鳴人做了一個夢,夢里他被脫了個精光躺在浴池的搓澡臺上,周公女兒走過來羞答答地問了句先生是套票吧,鳴人說是,她拿起澡巾就開搓,然而嬌滴滴的小姑娘根本沒多大力氣,鳴人覺得這么搓搓不干凈,告訴她使點勁,她用加了力,然而鳴人還是沒感覺。
又說句使點勁,周公女兒又加了加勁,可這也沒感覺啊,鳴人又說了一句,這次聲音有點大,只見周公女兒眼睛一紅,然后從兜里掏出來個富婆快樂球,黑化似的往鳴人身上一按,開搓。
這回是夠勁了,那給鳴人疼的,他都忘問后面套餐是啥就被疼醒了。
“你醒啦!”
入眼是如瀑長發,黑色的秀發顯得秀麗的面容格外白皙,一雙同樣白皙的眸子中洋溢著驚喜,眼角的汗珠滑落到面頰,又被毛巾抹去。
所以,真有富婆給我搓澡?
抬抬手,眼觀六路的富婆了然,一手撐起鳴人半躺,另一手拿起床頭的水杯,送到鳴人嘴邊輕輕打斜。
一杯水下去,含炭似的喉嚨得到滋潤,鳴人沙啞地問道:“多久了?”
雛田回道:“已經兩天了呢。”
“這么長時間了啊…我之前贏了還是輸了?”鳴人費力地撐起胳膊,他就記得他拎著兩把劍扎向佐助,扎的是本體還是分身他都不知道,如果捅對了,那兩劍沒準能給佐助捅到瀕死進化眼睛。
“哐。”
玻璃杯重重砸在床頭柜,屋里的生物全都嚇到抬頭懵逼掃視,連鮫肌都探出尾巴,鳴人也被嚇得胳膊一軟。
“鳴人君,輸贏,真的那么重要么?”
“輸贏啊,怎么說呢,贏不重要,輸很重要…”
說著,正看到雛田低下來的頭,慍怒的眼神和欲言又止的表情好像重重地砸在鳴人心里。
這一刻,他真懂了。
鳴人躺回床,直視熟悉的天花板:“不過啊,都沒你重要。
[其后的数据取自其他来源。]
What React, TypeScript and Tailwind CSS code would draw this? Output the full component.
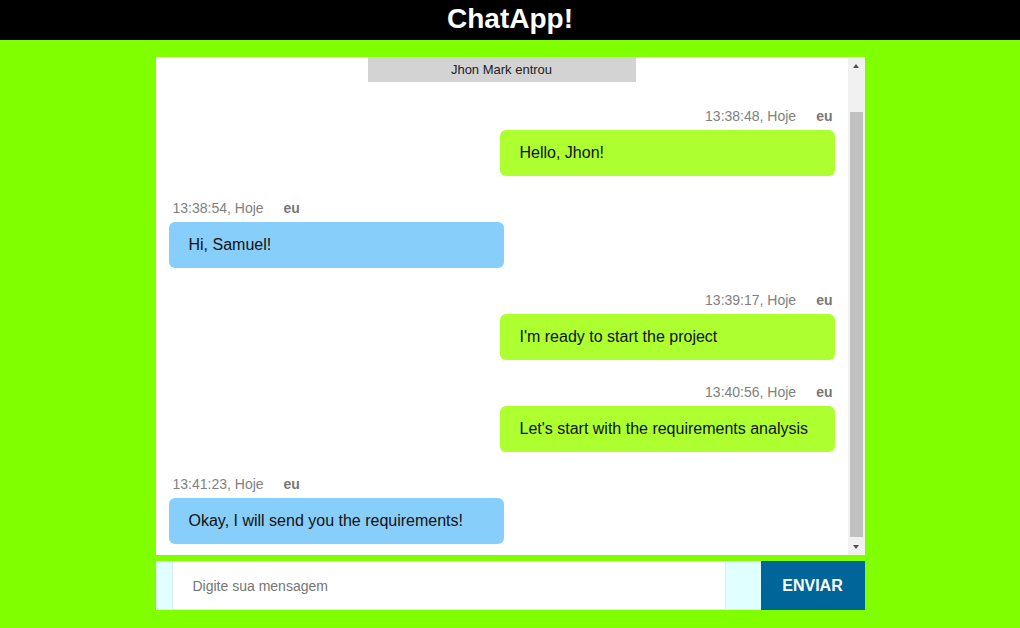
const messages = [
  { mine: true, time: "13:38:48, Hoje", text: "Hello, Jhon!" },
  { mine: false, time: "13:38:54, Hoje", text: "Hi, Samuel!" },
  { mine: true, time: "13:39:17, Hoje", text: "I'm ready to start the project" },
  { mine: true, time: "13:40:56, Hoje", text: "Let's start with the requirements analysis" },
  { mine: false, time: "13:41:23, Hoje", text: "Okay, I will send you the requirements!" },
];

const App = () => {
  return (
    <div className="min-h-screen bg-[#7fff00] font-['Liberation_Sans',Arial,sans-serif]">
      {/* Header */}
      <header className="h-10 bg-black text-center">
        <h1 className="text-[28px] font-bold leading-[37px] text-white">ChatApp!</h1>
      </header>

      <div className="mx-auto mt-[17px] w-[709px]">
        {/* Chat window */}
        <div className="flex h-[498px] bg-white">
          <div className="flex flex-1 flex-col overflow-hidden">
            <div className="mx-auto h-[25px] w-[268px] bg-[#d3d3d3] text-center text-[13px] leading-[25px] text-[#222]">
              Jhon Mark entrou
            </div>

            <div className="mt-[26px] flex flex-col gap-6 pl-[13px] pr-[13px]">
              {messages.map((m, i) => (
                <div key={i} className={m.mine ? "flex flex-col items-end" : "flex flex-col items-start"}>
                  <div className={m.mine ? "flex pr-0.5 text-sm leading-4" : "flex pl-1 text-sm leading-4"}>
                    <span className="text-[#808080]">{m.time}</span>
                    <span className="ml-5 font-bold text-[#777]">eu</span>
                  </div>
                  <div
                    className={
                      m.mine
                        ? "mt-1.5 w-[335px] rounded-md bg-[#adff2f] px-5 py-3 text-base leading-[22px] text-[#111]"
                        : "mt-1.5 w-[335px] rounded-md bg-[#87cefa] px-5 py-3 text-base leading-[22px] text-[#111]"
                    }
                  >
                    {m.text}
                  </div>
                </div>
              ))}
            </div>
          </div>

          {/* Scrollbar */}
          <div className="flex w-[17px] flex-col items-center bg-[#f1f1f1]">
            <div className="flex h-[17px] w-full items-center justify-center">
              <div className="h-0 w-0 border-x-[3.5px] border-b-[4px] border-x-transparent border-b-[#505050]" />
            </div>
            <div className="mt-[38px] h-[425px] w-[13px] bg-[#c1c1c1]" />
            <div className="mt-auto flex h-[17px] w-full items-center justify-center">
              <div className="h-0 w-0 border-x-[3.5px] border-t-[4px] border-x-transparent border-t-[#505050]" />
            </div>
          </div>
        </div>

        {/* Input bar */}
        <div className="mt-1.5 flex h-[49px]">
          <div className="flex flex-1 bg-[#e0ffff] pl-4 pr-[35px]">
            <input
              className="h-full w-full border border-[#d6eef2] bg-white pl-5 text-sm text-[#333] outline-none placeholder:text-[#757575]"
              placeholder="Digite sua mensagem"
            />
          </div>
          <button className="w-[104px] bg-[#006699] text-base font-bold text-white">ENVIAR</button>
        </div>
      </div>
    </div>
  );
};

export default App;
”
也對,是輸是贏好像真沒多重要,不贏田不贏地的,費那么大勁干嘛,明明老婆孩子熱炕頭才是終極夢想啊。
“算了,今天不起了,咱聊十兩錢的。”
“什么?”雛田沒搞懂,十兩錢怎么個聊法?
“別擦了,晚上應該就能洗澡了,聊什么啊,還記得我中忍考試變得那個人嗎?”
“拿著劍分不清男女頭頂呆毛那個?”雛田對那個人是記憶猶新。
“對,就那個,今天給你講個拯救人理的故事。”
“好啊。”雛田笑如桃花。
她在泥塑里見過那個人,她也知道那些人偶每一個都有她們的故事,但他不說,你不說,我不問,你說,我就聽。